Fiquei maluco. Pensava: o que eu tô fazendo aqui?
Sou engenheiro civil, falo oito línguas, amo esportes, viajei o mundo para surfar. Sou de Niterói. Não sou santo. Usei cocaína pela primeira vez aos 17 anos, no Peru. Mas nunca fui bandido.
Cheguei a Bali há uns dez anos e me apaixonei pelas ondas, pela cultura e pela Leslie, uma australiana com quem me casei depois.
Fui preso numa fase ótima da vida. Estava com uma imobiliária em Bali, já era o terceiro do mercado no aluguel de casas para temporada. A Leslie tinha um restaurante. Aí a gente se separou.
Na prisão, me revoltei. Tentei fugir quando estava em Kerobokan [prisão em Bali; hoje ele está noutro presídio]. Um conhecido fez entrar uma serrinha dentro da prisão. Serrei as grades da cela, mas me pegaram antes de eu pular o muro e escapar.
Fiquei 47 dias na solitária, no escuro, de cueca. Me colocaram numa torre onde estavam os três terroristas de Bali [que explodiram uma casa noturna em 2002; 202 pessoas morreram]. Os terroristas mataram um monte de gente; e eu estava ali por causa de 3,8 gramas de haxixe!
Na minha cela tinha a "cela do rato", um buraco do vaso sanitário e a borda cheia de fezes secas. Aí fiz xixi, as fezes amoleceram e começou a sair ratazana de lá.
Nesse tempo, um líder budista que eu conheci na prisão me mandou um texto. Acendi uma vela para ler no escuro. Era um texto que fala sobre vida nova. Ler aquilo mudou minha vida. O budismo me fez renascer.
Ficar aqui preso foi uma lição de humildade e compaixão. Foi um tapa na cara. Nós, brasileiros classe média, reclamamos de tudo. Os pais brasileiros estragam os filhos por excesso de amor.
Aqui lavo o chão, agradeço pela comida, pela vida, porque vejo gente muito pior que eu condenada à morte.
Fico numa cela grande, de 4 m por 5 m, com mais um preso. Tenho um colchonete, TV, máquina de arroz. Não como muito a comida da prisão, não. É sempre uma sopa, um arroz sem gosto. Peço para comprarem na cidade.

CARMA
Violência aqui na prisão não tem, não. Porque não tem ladrãozinho de galinha.

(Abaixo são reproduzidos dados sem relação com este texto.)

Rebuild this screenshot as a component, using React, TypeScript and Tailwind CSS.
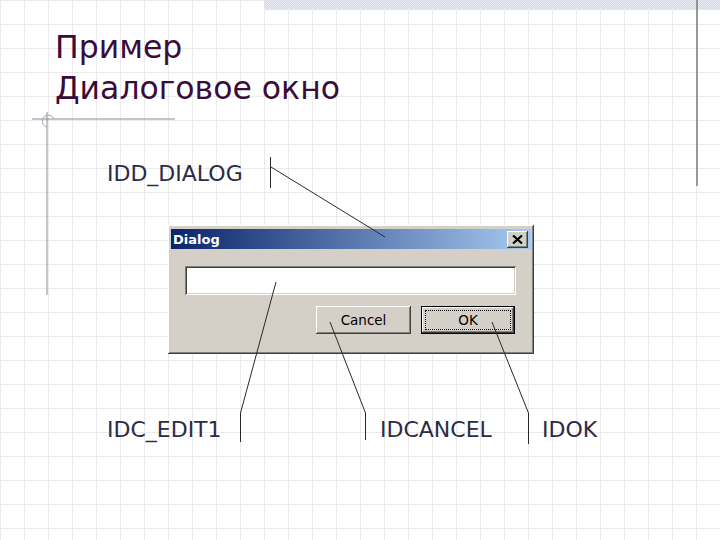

O que questiono é o poder do Judiciário porque não há coerência nas sentenças.
Na prisão de Bali conheci um inglês preso com 12 mil comprimidos de ecstasy que contratou um bom advogado e pegou quatro anos.
Na mesma semana, um indonésio foi preso por portar 1/4 de um comprimido de ecstasy e, como não tinha dinheiro nenhum, pegou quatro anos e meio.
Por isso o budismo me salvou a vida, porque, se eu não acreditasse em carma e não me acalmasse com meditação, teria ficado louco ou explodido de raiva, o que, óbvio, só iria piorar as coisas.
Hoje eu namoro a Mônica, brasileira que vive na Austrália. Ela também era de Niterói. Retomamos o contato e começamos a namorar. Ela já veio me visitar. Vamos casar.
Minha sentença acaba em 21 de maio. Eu poderia sair quatro meses antes se pagasse US$ 22 mil, o que não tenho. Espero sair em fevereiro ou março [O Itamaraty confirma]. Agora estou perto do fim desse pesadelo.